Remembering Ted Williams, who died five years ago today

BOSTON. Remembering Ted Williams is easy.

   The good-looking, sweet-swinging, Hall of Fame Red Sox legend was a war hero and a pioneer in the development of the Jimmy Fund. You didn’t need to enjoy baseball to like Teddy Ballgame.

   Even still, those black and white images of Williams at the plate resonate with Boston sports fans in the same manner as Red Auerbach smoking a victory cigar and Bobby Orr flying through the air in the Stanley Cup finals.

   Williams died five years ago today at the age of 83, and the Sox will again honor him with a tribute video towards the end of the second inning at tonight’s game. But it doesn’t take an anniversary to get former friends of Williams to share stories or awe at his hitting ability. Just a few weeks ago, former teammate Johnny Pesky was talking about baseball in general when he brought up one of his best friends.

   “Williams was like a hitting instructor when he was here,” Pesky said. “Everyone hit .300.”
    Red Sox executive vice president of public affairs Dr. Charles Steinberg got to know Williams during his days with the Padres.

   Steinberg was working to save the Padres’ future in San Diego with Bob Breitbard, Williams’ childhood friend who founded the San Diego Hall of Champions Sports Museum, and Teddy Ballgame often visited.

   “Ted Williams did not speak,” Steinberg recalled, “he bellowed. He did not converse, he pronounced.”

   Steinberg remembers one exchange fondly.

   “He asked me if I ever played baseball,” Steinberg said. “I said I played two years of Little League, and I only got two hits. He laughed.

“Then I said, ‘Both hits came in my second year.’ He kept laughing and then he said, ‘Well, at least you showed an improvement.’ Here is the greatest hitter who ever lived talking to the worst hitter who ever lived.”
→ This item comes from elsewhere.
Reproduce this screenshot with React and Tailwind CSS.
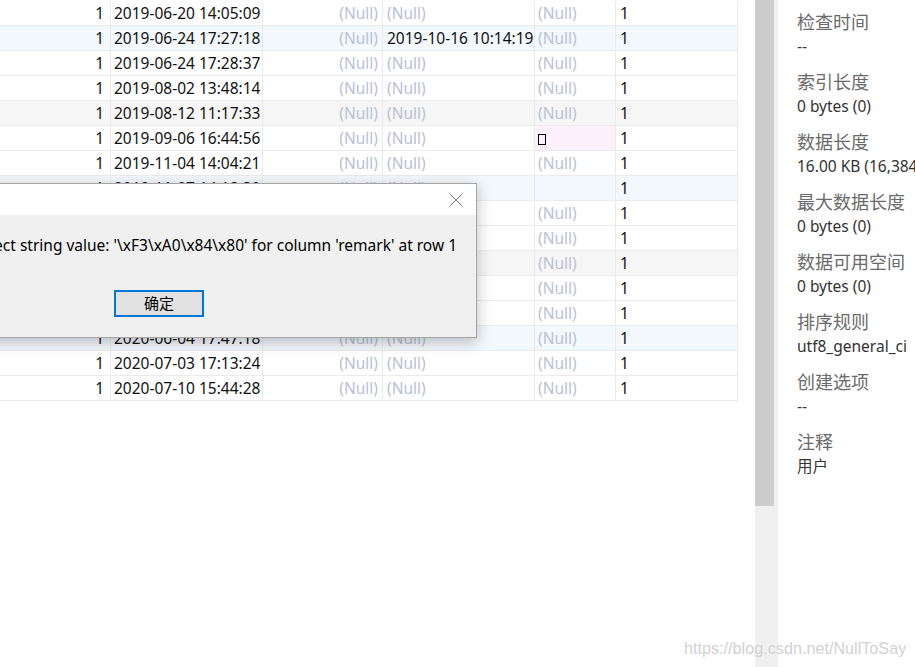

   Steinberg recalls a fundraising event at Larry Lucchino’s house in La Jolla, Calif. in February 1997. Williams and Tony Gwynn regaled a crowd of about 60 patrons in Lucchino’s backyard, while former Yankees second baseman and Padres broadcaster Jerry Coleman served as the moderator.

   Williams razzed Gwynn on his physical appearance — continually poking him in the gut and calling him “a porker,” according to Steinberg — but also his approach at the plate. Williams, of course, may be the only ballplayer to thumb his nose at the career .338 hitter.

   “[Williams said to Gwynn], ‘You should turn on the inside pitch to hit home runs. That’s where history is made.’ And Gwynn said, ‘I had success turning on that inside pitch to hit the ball to left field,’ and Williams said, ‘History is made on hitting the ball inside, and jump on that inside pitch to hit it out of the park,’” Steinberg said.

   Gwynn listened and changed his approach in the 1997 season, turning more on the inside pitch. He had career-highs in home runs (17), RBI (119, previous high was 90) and hits (220).
    Williams asked to be known as the greatest hitter who ever lived, but he was almost trumped by his mentor.

   Now, that would have been something worth remembering.